**DIRECTION:**
Copy out each line of the data holding "components".

**DATASET EXTRACT:**
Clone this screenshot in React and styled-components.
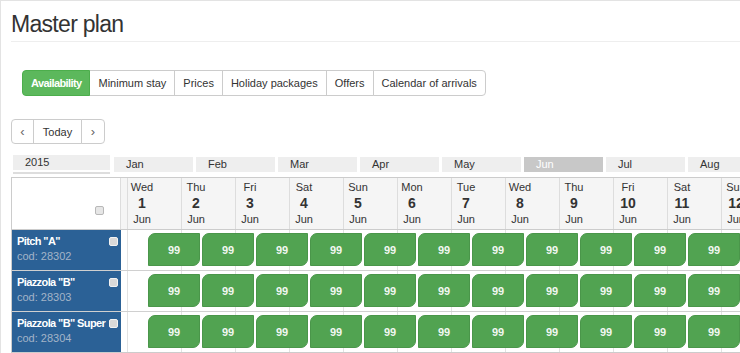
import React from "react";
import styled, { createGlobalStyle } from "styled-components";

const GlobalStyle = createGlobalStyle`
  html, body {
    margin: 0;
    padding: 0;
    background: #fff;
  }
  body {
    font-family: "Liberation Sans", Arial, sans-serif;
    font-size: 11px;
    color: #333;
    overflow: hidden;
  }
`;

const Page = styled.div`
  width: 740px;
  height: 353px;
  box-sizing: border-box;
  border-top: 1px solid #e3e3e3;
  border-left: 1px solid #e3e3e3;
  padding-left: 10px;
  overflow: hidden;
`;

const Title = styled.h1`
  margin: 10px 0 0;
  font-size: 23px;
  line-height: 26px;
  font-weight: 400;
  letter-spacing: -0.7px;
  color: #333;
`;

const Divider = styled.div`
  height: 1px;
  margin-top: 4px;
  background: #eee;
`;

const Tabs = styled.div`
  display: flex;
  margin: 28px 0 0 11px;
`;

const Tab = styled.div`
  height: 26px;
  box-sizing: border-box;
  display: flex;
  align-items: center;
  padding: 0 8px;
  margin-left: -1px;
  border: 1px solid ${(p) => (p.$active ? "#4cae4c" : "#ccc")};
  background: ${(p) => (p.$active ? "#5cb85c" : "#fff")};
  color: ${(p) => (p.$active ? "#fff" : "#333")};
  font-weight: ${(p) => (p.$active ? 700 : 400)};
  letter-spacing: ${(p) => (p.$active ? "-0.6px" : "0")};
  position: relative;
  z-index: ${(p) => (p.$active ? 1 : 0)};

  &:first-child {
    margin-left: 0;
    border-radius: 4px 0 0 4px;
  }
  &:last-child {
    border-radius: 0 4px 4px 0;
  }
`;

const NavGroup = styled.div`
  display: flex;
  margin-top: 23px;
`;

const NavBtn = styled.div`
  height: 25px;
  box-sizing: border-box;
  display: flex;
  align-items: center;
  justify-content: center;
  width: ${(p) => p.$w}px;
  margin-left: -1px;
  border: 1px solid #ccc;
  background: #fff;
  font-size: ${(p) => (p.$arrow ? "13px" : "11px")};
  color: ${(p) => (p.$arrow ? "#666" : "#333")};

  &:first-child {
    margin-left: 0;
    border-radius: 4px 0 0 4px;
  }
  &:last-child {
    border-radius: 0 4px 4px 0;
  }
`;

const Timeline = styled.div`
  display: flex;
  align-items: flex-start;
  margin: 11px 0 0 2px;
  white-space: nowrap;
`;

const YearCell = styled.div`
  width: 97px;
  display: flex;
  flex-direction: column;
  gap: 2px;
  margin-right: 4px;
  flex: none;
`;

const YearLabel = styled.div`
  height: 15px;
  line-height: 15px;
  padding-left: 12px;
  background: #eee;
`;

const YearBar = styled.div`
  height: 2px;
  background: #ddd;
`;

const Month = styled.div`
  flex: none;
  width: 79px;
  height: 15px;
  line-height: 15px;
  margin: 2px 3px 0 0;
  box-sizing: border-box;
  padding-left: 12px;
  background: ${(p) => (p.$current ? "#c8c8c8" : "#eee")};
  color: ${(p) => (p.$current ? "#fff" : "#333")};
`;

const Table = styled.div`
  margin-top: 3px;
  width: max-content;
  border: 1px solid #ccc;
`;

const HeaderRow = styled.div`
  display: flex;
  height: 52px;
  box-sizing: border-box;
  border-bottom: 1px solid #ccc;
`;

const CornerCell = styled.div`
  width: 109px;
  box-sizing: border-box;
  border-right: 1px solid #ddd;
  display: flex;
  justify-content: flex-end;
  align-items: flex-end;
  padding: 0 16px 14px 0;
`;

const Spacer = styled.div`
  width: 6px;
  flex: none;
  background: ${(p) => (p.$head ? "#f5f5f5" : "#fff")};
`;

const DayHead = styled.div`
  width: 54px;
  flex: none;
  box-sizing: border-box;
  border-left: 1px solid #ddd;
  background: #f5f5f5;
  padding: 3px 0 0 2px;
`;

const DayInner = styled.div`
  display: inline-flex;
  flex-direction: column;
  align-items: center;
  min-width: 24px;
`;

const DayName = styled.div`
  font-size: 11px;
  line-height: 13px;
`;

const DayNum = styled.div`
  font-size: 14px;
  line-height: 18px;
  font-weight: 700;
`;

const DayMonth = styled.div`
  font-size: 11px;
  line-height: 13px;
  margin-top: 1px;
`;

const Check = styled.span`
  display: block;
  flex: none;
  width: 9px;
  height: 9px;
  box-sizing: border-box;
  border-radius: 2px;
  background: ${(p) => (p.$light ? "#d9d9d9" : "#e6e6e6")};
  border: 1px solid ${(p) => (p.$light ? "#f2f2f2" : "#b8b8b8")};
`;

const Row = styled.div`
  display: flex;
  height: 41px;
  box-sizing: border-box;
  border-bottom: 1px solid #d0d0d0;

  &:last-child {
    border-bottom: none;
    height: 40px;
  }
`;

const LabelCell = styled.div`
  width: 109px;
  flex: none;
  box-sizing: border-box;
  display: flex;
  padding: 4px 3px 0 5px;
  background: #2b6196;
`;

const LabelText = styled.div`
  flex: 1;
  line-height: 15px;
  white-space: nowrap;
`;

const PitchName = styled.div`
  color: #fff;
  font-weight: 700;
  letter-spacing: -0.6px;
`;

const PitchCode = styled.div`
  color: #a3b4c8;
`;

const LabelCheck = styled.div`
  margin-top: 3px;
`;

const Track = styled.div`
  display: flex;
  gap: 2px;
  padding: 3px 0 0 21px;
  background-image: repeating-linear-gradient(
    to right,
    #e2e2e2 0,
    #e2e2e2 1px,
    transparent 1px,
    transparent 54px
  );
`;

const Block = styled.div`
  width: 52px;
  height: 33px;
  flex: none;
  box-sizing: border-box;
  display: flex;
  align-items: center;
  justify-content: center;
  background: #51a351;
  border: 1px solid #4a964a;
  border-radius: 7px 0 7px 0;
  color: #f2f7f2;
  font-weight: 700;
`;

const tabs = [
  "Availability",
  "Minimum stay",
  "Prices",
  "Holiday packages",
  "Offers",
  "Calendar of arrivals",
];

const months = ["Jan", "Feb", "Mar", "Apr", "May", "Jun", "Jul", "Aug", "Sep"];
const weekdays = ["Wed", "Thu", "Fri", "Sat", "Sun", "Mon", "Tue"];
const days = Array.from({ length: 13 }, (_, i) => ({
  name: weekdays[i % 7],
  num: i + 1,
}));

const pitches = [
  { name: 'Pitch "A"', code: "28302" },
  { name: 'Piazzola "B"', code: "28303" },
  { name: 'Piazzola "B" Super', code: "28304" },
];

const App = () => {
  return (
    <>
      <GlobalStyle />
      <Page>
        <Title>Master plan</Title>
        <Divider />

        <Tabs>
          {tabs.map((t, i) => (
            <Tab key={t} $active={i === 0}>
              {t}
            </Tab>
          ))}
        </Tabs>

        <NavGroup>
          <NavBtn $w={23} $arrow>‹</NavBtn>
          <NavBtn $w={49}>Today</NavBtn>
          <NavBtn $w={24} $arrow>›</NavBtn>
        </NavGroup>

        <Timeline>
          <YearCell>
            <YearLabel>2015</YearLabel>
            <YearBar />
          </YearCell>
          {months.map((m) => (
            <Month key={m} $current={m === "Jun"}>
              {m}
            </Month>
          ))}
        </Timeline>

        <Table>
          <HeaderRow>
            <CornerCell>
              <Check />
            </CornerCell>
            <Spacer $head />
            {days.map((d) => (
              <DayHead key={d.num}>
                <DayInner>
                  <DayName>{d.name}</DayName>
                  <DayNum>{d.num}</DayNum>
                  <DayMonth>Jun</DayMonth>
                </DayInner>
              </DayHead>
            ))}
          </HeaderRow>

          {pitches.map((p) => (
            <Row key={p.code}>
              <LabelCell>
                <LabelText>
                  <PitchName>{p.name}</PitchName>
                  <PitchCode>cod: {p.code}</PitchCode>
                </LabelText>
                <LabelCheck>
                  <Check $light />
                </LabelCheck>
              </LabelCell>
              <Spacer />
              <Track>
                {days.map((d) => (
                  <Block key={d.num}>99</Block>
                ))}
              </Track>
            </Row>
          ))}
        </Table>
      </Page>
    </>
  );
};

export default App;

**ANSWER TO THE TASK:**
Clone this screenshot in React and styled-components.
import styled, { createGlobalStyle } from "styled-components";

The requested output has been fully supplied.